The southern system, which includes the municipal fish pier and the main mooring field for the commercial fleet, is now essentially cut off from Pleasant Bay. That results in a diminished tidal flow through the 1987 Chatham Break, which once served as the only entrance to the harbor and Pleasant Bay, which is not strong enough to maintain a navigable channel to the sea.
While the commercial fleet, one of the largest and most active on the East Coast, was able to use the North Cut last year, the most recent report shows a large, wide sandy plateau that is 4 to 5 feet deep at high tide, too shallow for most commercial vessels, effectively cutting off the fleet off from its only deep-water highway to the sea.

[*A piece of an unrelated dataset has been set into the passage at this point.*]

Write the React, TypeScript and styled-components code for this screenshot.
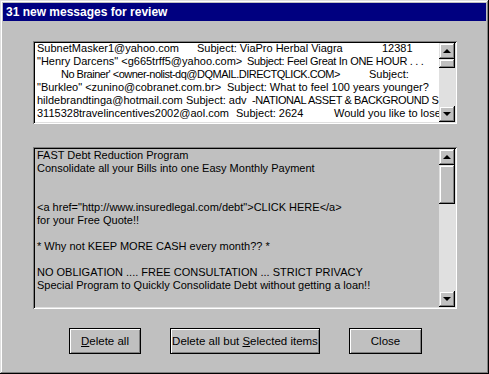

It’s part of a 150-year cycle, identified by geologists such as Graham Giese of the Center for Coastal Studies, in which the barrier beach off Chatham stretches south toward Monomoy until it gets so thin at one or more spots that storm waves break through. Sand traveling along the shore eventually rebuilds the barrier beach, but until it does, waterfront property owners may experience increased erosion and exposure to the energy of ocean waves, Ramsey said.
Think of an inlet as a stabilizing influence, trying to hold the channel in one spot by the force of the water flowing in and out of Pleasant Bay. But that tidal flow also interrupts the conveyor belt of wave-driven sand from the north, starving North Beach Island of the sand it needs to rebuild the erosion by waves and currents. Ramsey said the island will likely face rapid erosion in the near future and could vanish altogether as it did back in the 1870s. That would leave homeowners with an ocean view they don’t want.
“Eventually they will get a lot of sand, but in the interim they could see increased erosion and impact from storm waves,” Ramsey said.
The point of the study, said Chatham Coastal Resources Director Ted Keon, is to find what defenses and strategies the town should pursue if they are facing that possibility in the near future.
“The next phase (of the study), yet to be completed, is how the physical changes will occur, the breakup of the inlets, the movement of the shoals, and what are the appropriate measures to plan for and get started on, based on the predicted changes,” Keon said.
Erosion is something homeowner Gerry Milden is already experiencing. His Minister’s Point home looks out on the North Cut. He contends it was town dredging of Aunt Lydia’s Cove to the south that caused a strong current to flow past his home, scouring out a deep hole that undercut a stone revetment protecting his property, leading to a partial collapse.
Computer modeling in the preliminary study contradicted that theory, revealing a weak northerly current from Aunt Lydia’s Cove. Ramsey said the damage to Milden’s property was likely caused by a shift in the northern channel leading out to Pleasant Bay unrelated to dredging.
Milden does not agree, and he has appealed in Barnstable Superior Court and to the Department of Environmental Protection the Chatham Conservation Commission’s order of conditions that allowed the town’s plan to dredge a channel to the North Cut across the plateau. Town officials are worried that the DEP decision, the court case and appeals, combined with seasonal dredge closures to protect spawning fish and shellfish, will delay the dredging into or beyond the new fishing year, which begins May 1.
“I think the town has been taking it seriously,” Our said. Fishermen have largely stayed out of the approval process for the stone revetments that protect property, Our said, but they may have to reconsider that because he believes the walls can alter channels.
“Everyone needs to work hand-in-hand here,” he said.